# Oceanic corals in Aldergrove



## mjel72 (Aug 9, 2013)

Last week I posted looking for a place to have my tank drilled and was directed to these guys. I would just like to say a big thanks to Albert an Paul, you were great to talk to and the information you provided me with is much appreciated. This is my first saltwater tank and they had no trouble taking time out to answer questions I had. I also really like the frags I saw in their store and was suprised when Albert said they had sold alot on boxing day, I thought they still had a great selection. Anyway thanks again and I will be seeing you in the future. Also Albert did a really good job on the drilling and would recommend them to others looking to have their tank drilled.


----------



## Wretch (Oct 6, 2012)

mjel72 said:


> Last week I posted looking for a place to have my tank drilled and was directed to these guys. I would just like to say a big thanks to Albert an Paul, you were great to talk to and the information you provided me with is much appreciated. This is my first saltwater tank and they had no trouble taking time out to answer questions I had. I also really like the frags I saw in their store and was suprised when Albert said they had sold alot on boxing day, I thought they still had a great selection. Anyway thanks again and I will be seeing you in the future. Also Albert did a really good job on the drilling and would recommend them to others looking to have their tank drilled.

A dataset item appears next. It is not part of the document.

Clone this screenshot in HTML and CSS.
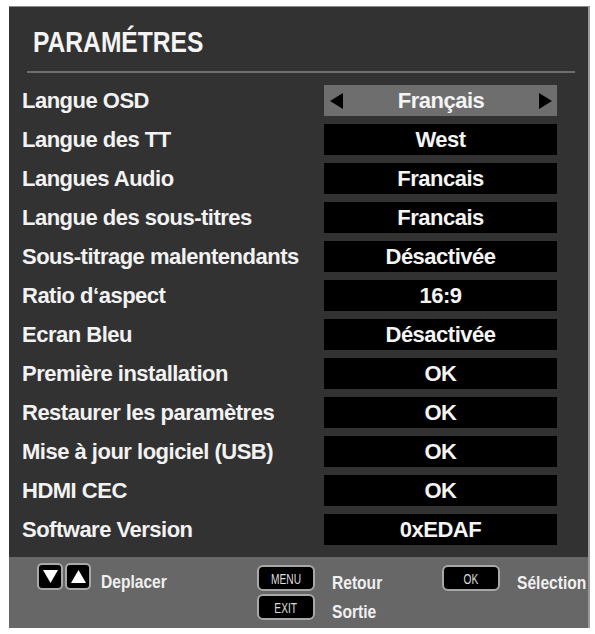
FILE: index.html
```html
<!DOCTYPE html>
<html lang="fr">
<head>
<meta charset="utf-8">
<title>Paramètres</title>
<link rel="stylesheet" href="styles.css">
</head>
<body>
<div class="panel">
  <div class="main">
    <h1 class="title"><span class="narrow">PARAMÉTRES</span></h1>
    <div class="rule"></div>
    <div class="rows">
      <div class="row"><span class="label">Langue OSD</span>
        <span class="value selected">
          <svg class="tri" width="13" height="16" viewBox="0 0 13 16"><path d="M0 8 L13 0 L13 16 Z" fill="#000"/></svg>
          <span class="vtext">Français</span>
          <svg class="tri" width="13" height="16" viewBox="0 0 13 16"><path d="M13 8 L0 0 L0 16 Z" fill="#000"/></svg>
        </span></div>
      <div class="row"><span class="label">Langue des TT</span><span class="value">West</span></div>
      <div class="row"><span class="label">Langues Audio</span><span class="value">Francais</span></div>
      <div class="row"><span class="label">Langue des sous-titres</span><span class="value">Francais</span></div>
      <div class="row"><span class="label">Sous-titrage malentendants</span><span class="value">Désactivée</span></div>
      <div class="row"><span class="label">Ratio d‘aspect</span><span class="value">16:9</span></div>
      <div class="row"><span class="label">Ecran Bleu</span><span class="value">Désactivée</span></div>
      <div class="row"><span class="label">Première installation</span><span class="value">OK</span></div>
      <div class="row"><span class="label">Restaurer les paramètres</span><span class="value">OK</span></div>
      <div class="row"><span class="label">Mise à jour logiciel (USB)</span><span class="value">OK</span></div>
      <div class="row"><span class="label">HDMI CEC</span><span class="value">OK</span></div>
      <div class="row"><span class="label">Software Version</span><span class="value">0xEDAF</span></div>
    </div>
  </div>
  <div class="footer">
    <div class="fgroup move">
      <span class="key arrow"><svg width="15" height="13" viewBox="0 0 15 13"><path d="M0 0 L15 0 L7.5 13 Z" fill="#fff"/></svg></span>
      <span class="key arrow"><svg width="15" height="13" viewBox="0 0 15 13"><path d="M0 13 L15 13 L7.5 0 Z" fill="#fff"/></svg></span>
      <span class="ftext"><span class="narrow">Deplacer</span></span>
    </div>
    <div class="fgroup pairs">
      <span class="key btn"><span class="btext">MENU</span></span><span class="ftext"><span class="narrow">Retour</span></span>
      <span class="key btn"><span class="btext">EXIT</span></span><span class="ftext"><span class="narrow">Sortie</span></span>
    </div>
    <div class="fgroup select">
      <span class="key btn"><span class="btext">OK</span></span><span class="ftext"><span class="narrow">Sélection</span></span>
    </div>
  </div>
</div>
</body>
</html>
```
FILE: styles.css
```css
html, body {
  margin: 0;
  padding: 0;
  background: #ffffff;
}
body {
  font-family: "Liberation Sans", Arial, sans-serif;
  color: #ffffff;
}
.narrow {
  display: inline-block;
  transform: scaleX(0.82);
  transform-origin: left center;
  white-space: nowrap;
}
.panel {
  margin: 6px 0 0 9px;
  width: 581px;
  height: 622px;
  display: flex;
  flex-direction: column;
  box-sizing: border-box;
  border-top: 1px solid #8a8a8a;
  border-right: 2px solid #9a9a9a;
  background: #323232;
}
.main {
  height: 550px;
  background: #323232;
  padding-top: 20px;
  box-sizing: border-box;
}
.title {
  margin: 0 0 0 24px;
  font-weight: bold;
  font-size: 30px;
  line-height: 30px;
  height: 30px;
  color: #f4f4f4;
}
.rule {
  margin: 14px 13px 0 18px;
  height: 2px;
  background: #6f6f6f;
}
.rows {
  margin-top: 12px;
  display: flex;
  flex-direction: column;
  gap: 8px;
}
.row {
  display: flex;
  align-items: center;
  height: 31px;
  padding-left: 13px;
}
.label {
  flex: 1;
  font-weight: bold;
  font-size: 22px;
  letter-spacing: -0.5px;
  line-height: 31px;
  color: #f2f2f2;
  white-space: nowrap;
}
.value {
  width: 233px;
  height: 31px;
  margin-right: 31px;
  background: #000;
  display: flex;
  align-items: center;
  justify-content: center;
  font-weight: bold;
  font-size: 22px;
  letter-spacing: -0.5px;
  line-height: 31px;
  color: #f4f4f4;
}
.value.selected {
  background: #6e6e6e;
  justify-content: space-between;
  padding: 0 5px 0 6px;
  box-sizing: border-box;
}
.tri {
  display: block;
}
.footer {
  flex: 1;
  background: #676767;
  display: grid;
  grid-template-columns: 220px 185px 1fr;
  padding: 6px 0 0 28px;
  box-sizing: border-box;
  align-items: start;
}
.fgroup {
  display: flex;
  align-items: center;
}
.ftext {
  font-weight: bold;
  font-size: 19px;
  line-height: 26px;
  padding-top: 5px;
  margin-bottom: -5px;
  color: #f0f0f0;
  white-space: nowrap;
}
.key {
  box-sizing: border-box;
  background: #000;
  border: 2px solid #a8a8a8;
  display: flex;
  align-items: center;
  justify-content: center;
}
.arrow {
  width: 26px;
  height: 27px;
  border-radius: 5px;
  margin-right: 2px;
}
.move .ftext {
  margin-left: 8px;
}
.pairs {
  display: grid;
  grid-template-columns: 58px auto;
  column-gap: 17px;
  row-gap: 3px;
  margin-top: 2px;
}
.btn {
  width: 58px;
  height: 26px;
  border-radius: 6px;
  font-size: 15px;
  color: #dcdcdc;
}
.btext {
  display: inline-block;
  transform: scaleX(0.68);
  white-space: nowrap;
}
.select {
  margin-top: 2px;
  gap: 17px;
}
```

With all the good things I have been reading I will be sure to go give them a look. Waiting on my boxing day purchases so I can finally get water in my tank.


----------



## SeaHorse_Fanatic (Apr 22, 2010)

Yup, like I've written before, the team at Oceanic are awesome guys and very good to deal with.


----------



## The Guy (Nov 26, 2010)

Ok time to take the Santa hat off your avatar


----------